- [Instructions for the task]: The listing below is the input. Say how many of its lines contain "this", giving the number alone.

- [Recorded information]:
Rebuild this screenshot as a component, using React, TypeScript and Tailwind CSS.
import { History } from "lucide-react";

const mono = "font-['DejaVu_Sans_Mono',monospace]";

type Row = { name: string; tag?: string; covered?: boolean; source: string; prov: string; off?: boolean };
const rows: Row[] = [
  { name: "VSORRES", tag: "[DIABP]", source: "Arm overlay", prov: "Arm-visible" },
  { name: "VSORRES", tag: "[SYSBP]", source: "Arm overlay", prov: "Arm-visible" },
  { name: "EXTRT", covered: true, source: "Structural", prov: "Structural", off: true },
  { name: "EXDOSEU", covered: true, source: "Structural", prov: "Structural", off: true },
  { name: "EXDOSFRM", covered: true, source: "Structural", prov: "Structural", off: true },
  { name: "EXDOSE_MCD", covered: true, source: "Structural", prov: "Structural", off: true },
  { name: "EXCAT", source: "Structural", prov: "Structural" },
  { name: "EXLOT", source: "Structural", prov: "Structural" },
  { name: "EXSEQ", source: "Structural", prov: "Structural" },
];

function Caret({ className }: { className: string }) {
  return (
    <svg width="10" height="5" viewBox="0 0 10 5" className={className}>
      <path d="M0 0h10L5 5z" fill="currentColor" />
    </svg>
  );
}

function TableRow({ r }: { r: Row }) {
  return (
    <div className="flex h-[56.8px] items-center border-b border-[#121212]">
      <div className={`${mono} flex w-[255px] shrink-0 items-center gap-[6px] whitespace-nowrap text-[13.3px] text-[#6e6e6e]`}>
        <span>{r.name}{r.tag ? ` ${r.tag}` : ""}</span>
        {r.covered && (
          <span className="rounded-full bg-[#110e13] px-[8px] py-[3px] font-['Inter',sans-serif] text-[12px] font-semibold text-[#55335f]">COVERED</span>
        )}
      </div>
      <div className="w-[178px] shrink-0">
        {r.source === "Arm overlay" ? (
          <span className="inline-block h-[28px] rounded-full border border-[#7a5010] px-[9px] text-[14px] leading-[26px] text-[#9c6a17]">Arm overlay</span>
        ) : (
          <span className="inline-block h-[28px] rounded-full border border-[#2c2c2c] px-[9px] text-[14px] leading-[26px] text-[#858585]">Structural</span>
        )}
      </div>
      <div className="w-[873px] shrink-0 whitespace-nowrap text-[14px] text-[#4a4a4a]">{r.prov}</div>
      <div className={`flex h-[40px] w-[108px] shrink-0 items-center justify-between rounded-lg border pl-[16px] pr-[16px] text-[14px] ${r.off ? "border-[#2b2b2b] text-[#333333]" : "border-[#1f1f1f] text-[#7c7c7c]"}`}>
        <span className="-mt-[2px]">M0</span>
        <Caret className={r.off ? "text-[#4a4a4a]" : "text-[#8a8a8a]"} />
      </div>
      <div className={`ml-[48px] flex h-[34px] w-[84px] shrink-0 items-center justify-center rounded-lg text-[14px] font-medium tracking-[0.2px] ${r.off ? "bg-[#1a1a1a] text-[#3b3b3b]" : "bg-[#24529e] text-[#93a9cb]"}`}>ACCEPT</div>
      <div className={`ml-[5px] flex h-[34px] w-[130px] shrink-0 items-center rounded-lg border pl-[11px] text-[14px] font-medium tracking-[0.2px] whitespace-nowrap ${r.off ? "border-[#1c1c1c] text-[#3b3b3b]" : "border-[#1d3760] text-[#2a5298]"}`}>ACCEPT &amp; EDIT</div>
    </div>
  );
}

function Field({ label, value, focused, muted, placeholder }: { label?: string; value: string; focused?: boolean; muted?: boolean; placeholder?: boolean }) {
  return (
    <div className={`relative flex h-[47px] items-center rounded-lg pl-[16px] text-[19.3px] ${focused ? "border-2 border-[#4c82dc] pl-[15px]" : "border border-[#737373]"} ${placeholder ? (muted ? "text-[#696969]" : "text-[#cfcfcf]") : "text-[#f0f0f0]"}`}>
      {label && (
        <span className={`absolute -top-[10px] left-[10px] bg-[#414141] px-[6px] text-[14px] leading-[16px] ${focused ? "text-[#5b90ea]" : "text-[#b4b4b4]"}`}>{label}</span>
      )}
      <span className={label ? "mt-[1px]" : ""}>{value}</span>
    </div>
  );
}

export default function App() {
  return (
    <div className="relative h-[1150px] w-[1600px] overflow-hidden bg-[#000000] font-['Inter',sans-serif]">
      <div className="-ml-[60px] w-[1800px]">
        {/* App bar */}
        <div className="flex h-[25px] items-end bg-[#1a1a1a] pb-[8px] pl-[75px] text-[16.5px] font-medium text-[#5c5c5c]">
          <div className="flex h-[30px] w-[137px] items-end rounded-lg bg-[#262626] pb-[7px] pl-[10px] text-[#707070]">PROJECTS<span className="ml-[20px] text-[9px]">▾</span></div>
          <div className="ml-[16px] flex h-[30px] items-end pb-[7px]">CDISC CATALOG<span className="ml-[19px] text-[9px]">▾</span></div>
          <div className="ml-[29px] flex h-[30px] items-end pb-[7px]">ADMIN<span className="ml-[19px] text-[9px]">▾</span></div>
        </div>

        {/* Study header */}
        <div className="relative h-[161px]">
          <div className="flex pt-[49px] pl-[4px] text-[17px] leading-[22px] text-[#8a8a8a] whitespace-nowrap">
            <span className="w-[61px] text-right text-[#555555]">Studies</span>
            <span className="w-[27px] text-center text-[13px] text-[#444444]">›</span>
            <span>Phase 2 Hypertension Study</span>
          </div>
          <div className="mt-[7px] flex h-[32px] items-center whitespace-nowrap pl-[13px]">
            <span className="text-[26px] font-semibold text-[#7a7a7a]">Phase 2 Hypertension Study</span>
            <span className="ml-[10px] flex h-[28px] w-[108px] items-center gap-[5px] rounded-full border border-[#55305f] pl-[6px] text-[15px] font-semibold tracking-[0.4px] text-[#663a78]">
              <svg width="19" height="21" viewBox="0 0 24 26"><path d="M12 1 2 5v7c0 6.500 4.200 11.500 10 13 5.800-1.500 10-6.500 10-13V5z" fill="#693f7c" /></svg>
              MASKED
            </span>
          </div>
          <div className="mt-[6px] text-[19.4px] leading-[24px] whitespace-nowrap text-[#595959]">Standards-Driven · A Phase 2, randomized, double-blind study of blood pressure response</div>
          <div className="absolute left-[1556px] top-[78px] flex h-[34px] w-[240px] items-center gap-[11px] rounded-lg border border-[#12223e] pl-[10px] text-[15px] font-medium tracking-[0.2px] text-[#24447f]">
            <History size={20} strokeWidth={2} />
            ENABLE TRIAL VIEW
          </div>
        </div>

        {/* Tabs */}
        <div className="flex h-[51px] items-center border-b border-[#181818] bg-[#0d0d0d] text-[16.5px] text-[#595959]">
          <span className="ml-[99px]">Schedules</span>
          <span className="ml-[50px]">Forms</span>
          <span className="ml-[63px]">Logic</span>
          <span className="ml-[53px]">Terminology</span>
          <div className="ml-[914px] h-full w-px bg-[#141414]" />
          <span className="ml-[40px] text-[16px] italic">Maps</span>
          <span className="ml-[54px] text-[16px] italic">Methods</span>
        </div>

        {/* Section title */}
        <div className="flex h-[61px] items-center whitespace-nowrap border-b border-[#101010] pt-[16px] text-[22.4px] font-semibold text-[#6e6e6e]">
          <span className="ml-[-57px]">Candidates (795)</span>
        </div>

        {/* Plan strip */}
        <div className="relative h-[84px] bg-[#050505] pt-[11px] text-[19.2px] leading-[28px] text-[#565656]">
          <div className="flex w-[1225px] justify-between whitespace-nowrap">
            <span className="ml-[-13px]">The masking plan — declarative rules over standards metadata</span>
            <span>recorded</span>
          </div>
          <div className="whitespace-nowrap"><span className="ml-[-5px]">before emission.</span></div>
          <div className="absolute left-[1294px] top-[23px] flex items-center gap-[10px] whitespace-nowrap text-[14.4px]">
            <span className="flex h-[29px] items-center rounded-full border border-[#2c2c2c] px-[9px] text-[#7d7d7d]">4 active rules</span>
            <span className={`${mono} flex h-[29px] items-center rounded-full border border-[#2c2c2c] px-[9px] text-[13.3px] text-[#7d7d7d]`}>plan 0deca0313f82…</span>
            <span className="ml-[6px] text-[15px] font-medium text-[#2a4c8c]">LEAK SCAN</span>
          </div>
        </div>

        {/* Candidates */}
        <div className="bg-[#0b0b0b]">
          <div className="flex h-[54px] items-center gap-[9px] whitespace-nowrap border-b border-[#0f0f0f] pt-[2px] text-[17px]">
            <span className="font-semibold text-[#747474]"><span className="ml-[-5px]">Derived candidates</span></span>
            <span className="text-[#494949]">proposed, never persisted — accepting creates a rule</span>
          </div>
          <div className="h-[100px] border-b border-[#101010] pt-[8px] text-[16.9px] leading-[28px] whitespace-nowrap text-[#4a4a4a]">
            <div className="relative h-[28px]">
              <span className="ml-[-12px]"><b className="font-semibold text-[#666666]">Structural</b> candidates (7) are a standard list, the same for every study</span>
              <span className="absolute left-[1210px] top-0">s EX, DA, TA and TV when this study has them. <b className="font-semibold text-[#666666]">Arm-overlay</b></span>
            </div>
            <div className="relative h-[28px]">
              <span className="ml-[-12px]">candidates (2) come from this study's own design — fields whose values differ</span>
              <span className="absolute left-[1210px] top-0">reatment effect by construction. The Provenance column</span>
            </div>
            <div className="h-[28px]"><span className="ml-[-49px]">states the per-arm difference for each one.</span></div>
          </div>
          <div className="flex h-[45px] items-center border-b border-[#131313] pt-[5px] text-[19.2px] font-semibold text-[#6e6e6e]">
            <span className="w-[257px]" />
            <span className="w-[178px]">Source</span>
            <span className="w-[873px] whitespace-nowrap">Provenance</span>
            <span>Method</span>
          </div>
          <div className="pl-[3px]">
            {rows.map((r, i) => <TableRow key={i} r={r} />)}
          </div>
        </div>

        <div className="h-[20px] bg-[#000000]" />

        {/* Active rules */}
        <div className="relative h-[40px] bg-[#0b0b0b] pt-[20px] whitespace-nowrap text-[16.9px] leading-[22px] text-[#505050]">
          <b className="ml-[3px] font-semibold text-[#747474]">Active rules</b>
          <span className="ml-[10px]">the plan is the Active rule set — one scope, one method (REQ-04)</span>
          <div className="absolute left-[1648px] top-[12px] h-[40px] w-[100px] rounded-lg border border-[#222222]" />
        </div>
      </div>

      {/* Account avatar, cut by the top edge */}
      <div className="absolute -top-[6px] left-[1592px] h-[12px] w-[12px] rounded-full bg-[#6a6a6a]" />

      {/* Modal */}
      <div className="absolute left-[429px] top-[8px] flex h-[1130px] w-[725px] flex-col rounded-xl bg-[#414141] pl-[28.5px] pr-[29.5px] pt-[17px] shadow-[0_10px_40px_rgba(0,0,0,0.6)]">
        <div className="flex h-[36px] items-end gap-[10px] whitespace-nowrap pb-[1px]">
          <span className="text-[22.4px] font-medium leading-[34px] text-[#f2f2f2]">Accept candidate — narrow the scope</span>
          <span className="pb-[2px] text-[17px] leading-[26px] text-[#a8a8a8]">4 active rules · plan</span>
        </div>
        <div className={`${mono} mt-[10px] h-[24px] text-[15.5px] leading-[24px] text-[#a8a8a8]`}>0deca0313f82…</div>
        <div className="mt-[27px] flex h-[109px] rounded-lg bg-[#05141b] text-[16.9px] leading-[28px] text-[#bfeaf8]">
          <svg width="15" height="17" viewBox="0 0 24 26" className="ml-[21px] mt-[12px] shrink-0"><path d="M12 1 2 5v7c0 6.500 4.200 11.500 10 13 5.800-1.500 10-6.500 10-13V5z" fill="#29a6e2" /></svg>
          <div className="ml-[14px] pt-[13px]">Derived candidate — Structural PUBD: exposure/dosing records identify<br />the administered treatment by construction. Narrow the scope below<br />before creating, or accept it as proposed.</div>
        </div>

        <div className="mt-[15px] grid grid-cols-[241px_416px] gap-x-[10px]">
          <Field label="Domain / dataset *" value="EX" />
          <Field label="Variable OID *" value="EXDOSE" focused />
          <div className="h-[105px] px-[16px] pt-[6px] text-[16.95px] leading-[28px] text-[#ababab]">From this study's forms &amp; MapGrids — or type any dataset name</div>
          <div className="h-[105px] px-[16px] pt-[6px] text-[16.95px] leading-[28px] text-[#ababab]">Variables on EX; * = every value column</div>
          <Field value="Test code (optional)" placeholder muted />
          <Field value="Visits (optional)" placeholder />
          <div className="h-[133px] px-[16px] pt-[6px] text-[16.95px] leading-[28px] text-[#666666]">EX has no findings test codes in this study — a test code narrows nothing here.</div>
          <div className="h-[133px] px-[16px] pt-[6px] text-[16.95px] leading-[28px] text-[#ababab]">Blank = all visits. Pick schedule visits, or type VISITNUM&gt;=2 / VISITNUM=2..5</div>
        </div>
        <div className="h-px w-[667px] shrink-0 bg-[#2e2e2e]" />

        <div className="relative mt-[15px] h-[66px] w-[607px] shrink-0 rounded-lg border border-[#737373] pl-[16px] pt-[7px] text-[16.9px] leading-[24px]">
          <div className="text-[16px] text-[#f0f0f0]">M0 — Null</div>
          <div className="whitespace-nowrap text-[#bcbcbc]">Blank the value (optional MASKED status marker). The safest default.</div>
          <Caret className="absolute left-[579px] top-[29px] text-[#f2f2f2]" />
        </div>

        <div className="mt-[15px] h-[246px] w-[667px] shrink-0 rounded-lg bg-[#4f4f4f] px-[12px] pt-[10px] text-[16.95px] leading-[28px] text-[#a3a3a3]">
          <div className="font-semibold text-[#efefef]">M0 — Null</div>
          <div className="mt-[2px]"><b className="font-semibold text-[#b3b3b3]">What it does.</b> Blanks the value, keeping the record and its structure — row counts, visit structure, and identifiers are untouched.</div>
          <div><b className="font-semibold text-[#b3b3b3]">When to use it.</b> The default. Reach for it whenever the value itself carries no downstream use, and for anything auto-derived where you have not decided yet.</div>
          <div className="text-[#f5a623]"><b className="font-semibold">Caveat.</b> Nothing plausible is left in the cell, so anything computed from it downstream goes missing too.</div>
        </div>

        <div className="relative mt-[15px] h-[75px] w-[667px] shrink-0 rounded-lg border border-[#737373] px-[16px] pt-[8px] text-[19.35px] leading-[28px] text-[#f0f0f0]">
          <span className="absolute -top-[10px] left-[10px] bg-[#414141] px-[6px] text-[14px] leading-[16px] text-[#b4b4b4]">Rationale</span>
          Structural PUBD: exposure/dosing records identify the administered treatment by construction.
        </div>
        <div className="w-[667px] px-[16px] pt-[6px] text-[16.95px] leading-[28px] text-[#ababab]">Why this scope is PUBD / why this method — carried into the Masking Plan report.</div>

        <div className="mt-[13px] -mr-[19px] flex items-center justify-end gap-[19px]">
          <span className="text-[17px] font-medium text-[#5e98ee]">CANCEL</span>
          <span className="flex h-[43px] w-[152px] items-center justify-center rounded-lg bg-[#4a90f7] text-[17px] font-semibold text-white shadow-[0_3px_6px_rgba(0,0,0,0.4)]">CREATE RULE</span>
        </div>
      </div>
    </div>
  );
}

- [Task output]: 6